Mr Kimunya shortly thereafter had to contend with a vote of no confidence in him that was largely seen as parliamentarians’ act of revenge.

Mr Kimunya was hounded from the plum Ministry of Finance job in 2008 after the no-confidence motion against him over the sale of the Grand Regency Hotel passed almost unanimously.

“Given the mood in the country and following the passing of the new Constitution, Kenyans feel that every person should pay taxes,” said Mr Maurice Wangutusi, the tax director at Deloitte.

KRA estimates that the Parliamentary Service Commission (PSC) — whose officials on Monday conceded receiving the demand note — should remit about Sh700 million in income taxes this year, including levies on car imports.

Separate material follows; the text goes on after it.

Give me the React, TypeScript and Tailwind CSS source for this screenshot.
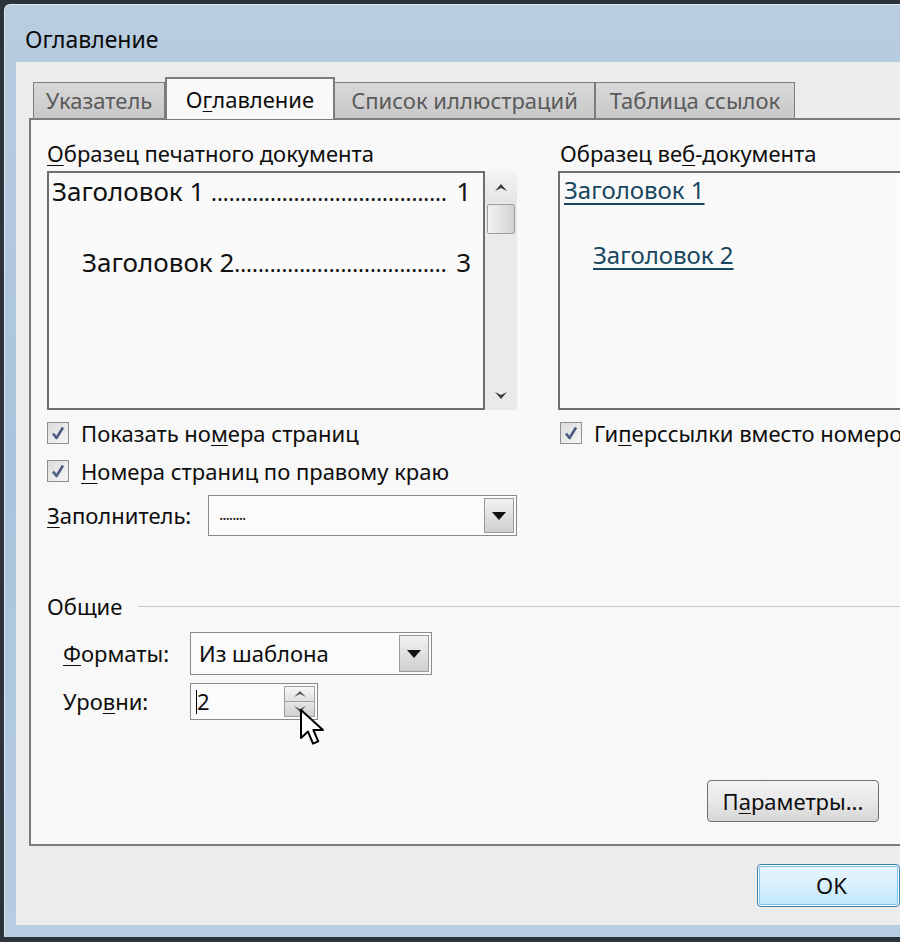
import React from "react";

const F = { fontFamily: '"Noto Sans", "Open Sans", Arial, sans-serif' };

function U({ children }: { children: React.ReactNode }) {
  return <span className="underline decoration-1 underline-offset-[3px]">{children}</span>;
}

function Check() {
  return (
    <div className="w-[22px] h-[22px] border border-[#8e8f8f] bg-gradient-to-br from-[#dcdcdc] to-[#f6f6f6] flex items-center justify-center shrink-0">
      <svg width="16" height="16" viewBox="0 0 16 16">
        <path d="M3 8.5 L6.5 13 L13 2.5" fill="none" stroke="#4d5a82" strokeWidth="2.6" strokeLinejoin="round" />
      </svg>
    </div>
  );
}

function DropBtn() {
  return (
    <div className="w-[30px] self-stretch m-[2px] ml-0 border border-[#9a9a9a] bg-gradient-to-b from-[#f2f2f2] to-[#cfcfcf] flex items-center justify-center">
      <svg width="14" height="8" viewBox="0 0 14 8">
        <path d="M0 0 H14 L7 8 Z" fill="#111" />
      </svg>
    </div>
  );
}

export default function App() {
  return (
    <div className="w-[900px] h-[942px] bg-[#2c333b] pt-[4px] pl-[4px] pb-[5px] overflow-hidden" style={F}>
      <div className="h-full flex flex-col rounded-tl-[6px] bg-gradient-to-b from-[#b9cde0] via-[#a9c3dc] to-[#b7cde1] border-l border-t border-[#dde8f2]">
        {/* title bar */}
        <div className="h-[57px] flex items-center pl-[20px] pt-[12px]">
          <span className="text-[23px] text-[#0a0a0a]">Оглавление</span>
        </div>
        {/* client */}
        <div className="flex-1 ml-[11px] mb-[12px] bg-[#ececec] flex flex-col pl-[13px] pt-[15px] relative text-[#0d0d0d]">
          {/* tabs */}
          <div className="flex items-end h-[41px] pl-[4px] relative z-10">
            <div className="w-[132px] h-[36px] bg-gradient-to-b from-[#d9d9d9] to-[#c8c8c8] border border-[#7c7c7c] border-b-0 flex items-center justify-center text-[22px] text-[#5a5a5a]">
              Указатель
            </div>
            <div className="w-[170px] h-[42px] -mb-[1px] bg-[#f9f9f9] border-2 border-[#7c7c7c] border-b-0 flex items-center justify-center text-[22px] text-[#0d0d0d]">
              О<U>г</U>лавление
            </div>
            <div className="w-[261px] h-[36px] bg-gradient-to-b from-[#d9d9d9] to-[#c8c8c8] border-r-2 border-t border-[#7c7c7c] flex items-center justify-center text-[22px] text-[#5a5a5a]">
              Список иллюстраций
            </div>
            <div className="w-[199px] h-[36px] bg-gradient-to-b from-[#d9d9d9] to-[#c8c8c8] border-r border-t border-[#7c7c7c] flex items-center justify-center text-[22px] text-[#5a5a5a]">
              Таблица ссылок
            </div>
          </div>
          {/* panel */}
          <div className="h-[728px] bg-[#f8f8f8] border-2 border-r-0 border-[#7c7c7c] relative pl-[16px] pt-[20px]">
            <div className="flex">
              {/* left column */}
              <div className="w-[470px] flex flex-col">
                <div className="text-[22px] leading-[26px]">
                  <U>О</U>бразец печатного документа
                </div>
                <div className="flex h-[239px] mt-[5px]">
                  <div className="w-[438px] border-2 border-[#6e6e6e] bg-[#fafafa] pt-[1px] pl-[3px] pr-[12px] text-[26px] text-[#111] leading-[34px]">
                    <div className="flex items-baseline">
                      <span className="whitespace-nowrap">Заголовок 1&nbsp;</span>
                      <span className="flex-1 overflow-hidden whitespace-nowrap text-[22px]">
                        ..................................................................
                      </span>
                      <span className="pl-[8px]">1</span>
                    </div>
                    <div className="flex items-baseline mt-[36px] pl-[30px]">
                      <span className="whitespace-nowrap">Заголовок 2</span>
                      <span className="flex-1 overflow-hidden whitespace-nowrap text-[22px]">
                        ..................................................................
                      </span>
                      <span className="pl-[8px]">3</span>
                    </div>
                  </div>
                  <div className="w-[32px] bg-[#eaeaea] flex flex-col items-center">
                    <div className="h-[32px] w-full flex items-center justify-center bg-gradient-to-b from-[#f4f4f4] to-[#e4e4e4]">
                      <svg width="12" height="7" viewBox="0 0 12 7"><path d="M0 7 L6 0 L12 7 L6 4 Z" fill="#3a3a3a" /></svg>
                    </div>
                    <div className="w-[28px] h-[30px] mt-[1px] border border-[#9c9c9c] rounded-[2px] bg-gradient-to-r from-[#f2f2f2] via-[#e3e3e3] to-[#d2d2d2]" />
                    <div className="flex-1" />
                    <div className="h-[30px] w-full flex items-center justify-center">
                      <svg width="12" height="7" viewBox="0 0 12 7"><path d="M0 0 L6 3 L12 0 L6 7 Z" fill="#3a3a3a" /></svg>
                    </div>
                  </div>
                </div>
                <div className="flex items-center gap-[12px] mt-[10px] h-[26px] text-[22px] whitespace-nowrap">
                  <Check />
                  <span>Показать но<U>м</U>ера страниц</span>
                </div>
                <div className="flex items-center gap-[12px] mt-[12px] h-[26px] text-[22px] whitespace-nowrap">
                  <Check />
                  <span><U>Н</U>омера страниц по правому краю</span>
                </div>
                <div className="flex items-center mt-[11px] h-[41px]">
                  <span className="w-[161px] text-[22px]"><U>З</U>аполнитель:</span>
                  <div className="flex-1 h-[41px] border border-[#8a8a8a] bg-[#fbfbfb] flex">
                    <span className="flex-1 pl-[10px] text-[16px] text-[#222] leading-[37px] tracking-[-1px]">........</span>
                    <DropBtn />
                  </div>
                </div>
              </div>
              {/* divider */}
              <div className="w-[2px] bg-[#8c8c8c] ml-[21px] mt-[2px] h-[445px]" />
              {/* right column */}
              <div className="flex-1 flex flex-col pl-[20px]">
                <div className="text-[22px] leading-[26px] pl-[2px] whitespace-nowrap">
                  Образец ве<U>б</U>-документа
                </div>
                <div className="h-[239px] mt-[5px] border-2 border-r-0 border-[#6e6e6e] bg-[#fafafa] pl-[4px] pt-[1px] text-[24px] leading-[32px] text-[#18475f]">
                  <div className="underline decoration-2 underline-offset-[4px] whitespace-nowrap">Заголовок 1</div>
                  <div className="underline decoration-2 underline-offset-[4px] mt-[33px] pl-[29px] whitespace-nowrap">Заголовок 2</div>
                </div>
                <div className="flex items-center gap-[12px] mt-[10px] h-[26px] pl-[2px] text-[22px] whitespace-nowrap">
                  <Check />
                  <span>Ги<U>п</U>ерссылки вместо номеров</span>
                </div>
              </div>
            </div>
            {/* Общие */}
            <div className="flex items-center mt-[6px] h-[26px]">
              <span className="text-[22px]">Общие</span>
              <div className="flex-1 h-[1px] bg-[#c8c8c8] ml-[16px]" />
            </div>
            <div className="flex items-center mt-[13px] h-[43px] pl-[16px]">
              <span className="w-[127px] text-[22px]"><U>Ф</U>орматы:</span>
              <div className="w-[242px] h-[43px] border border-[#8a8a8a] bg-[#fbfbfb] flex">
                <span className="flex-1 pl-[8px] text-[22px] leading-[41px]">Из шаблона</span>
                <DropBtn />
              </div>
            </div>
            <div className="flex items-center mt-[8px] h-[37px] pl-[16px]">
              <span className="w-[127px] text-[22px]">Уро<U>в</U>ни:</span>
              <div className="w-[128px] h-[37px] border border-[#8a8a8a] bg-[#fbfbfb] flex relative">
                <span className="flex-1 pl-[5px] text-[22px] leading-[35px] flex items-center">
                  <span className="w-[1px] h-[24px] bg-black" />
                  <span>2</span>
                </span>
                <div className="w-[31px] m-[2px] ml-0 flex flex-col">
                  <div className="flex-1 border border-[#a0a0a0] bg-gradient-to-b from-[#f7f7f7] to-[#e1e1e1] flex items-center justify-center">
                    <svg width="12" height="6" viewBox="0 0 12 6"><path d="M0 6 L6 0 L12 6 L6 3 Z" fill="#555" /></svg>
                  </div>
                  <div className="flex-1 border border-t-0 border-[#a0a0a0] bg-gradient-to-b from-[#e6e6e6] to-[#cfcfcf] flex items-center justify-center">
                    <svg width="12" height="6" viewBox="0 0 12 6"><path d="M0 0 L6 3 L12 0 L6 6 Z" fill="#555" /></svg>
                  </div>
                </div>
                {/* mouse cursor */}
                <svg className="absolute left-[108px] top-[24px]" width="28" height="40" viewBox="0 0 14 20">
                  <path d="M1 1 L1 15 L4.5 11.8 L7 17.8 L9.6 16.7 L7.2 11 L12 11 Z" fill="#fff" stroke="#000" strokeWidth="1" strokeLinejoin="round" />
                </svg>
              </div>
            </div>
            <div className="flex justify-start mt-[60px] pl-[660px]">
              <div className="w-[172px] h-[42px] rounded-[4px] border border-[#6f6f6f] bg-gradient-to-b from-[#f3f3f3] via-[#e8e8e8] to-[#d6d6d6] flex items-center justify-center text-[22px]">
                П<U>а</U>раметры...
              </div>
            </div>
          </div>
          {/* bottom buttons */}
          <div className="flex pl-[728px] pt-[18px]">
            <div className="w-[160px] h-[43px] rounded-[4px] border border-[#3c7fb1] bg-gradient-to-b from-[#eaf6fd] via-[#d9effc] to-[#bee6fd] shadow-[inset_0_0_0_1px_#fff,inset_0_0_0_2px_#7ec4ea] flex items-center pl-[58px] text-[22px]">
              OK
            </div>
          </div>
        </div>
      </div>
    </div>
  );
}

The MPs have been falling back on a letter written by Commissioner General Michael Waweru in the run up to the referendum on the Constitution last year that they would be allowed to serve their full term without paying taxes.

KRA is said to have written the letter based on legal advise from Attorney General Amos Wako. Constitution enforcers now argue that the advise was yet another of Mr Wako’s many masterstrokes meant to mollify the MPs into passing the new law with the knowledge that it would not be worth the paper it was written on once the law came into force.

End up in court

With Mr Wako due to leave office in August, the legislators will be on their own in the fight for tax exemptions that is expected to end up in court for a legal interpretation.

The judges (probably newly vetted) themselves have the enviable role of ruling whether they want to start paying taxes immediately or delay it until August next year.

The die however appears to have been cast given the firm promise that Chief Justice Willy Mutunga made to live by the letter and spirit of the Constitution.

During the Kimunya amendment, which saw the MPs petition the President on the matter, judges were briefly taxed and KRA politely declined to refund them the money when the bill was amended. There is no law for refund of taxes paid under varied laws.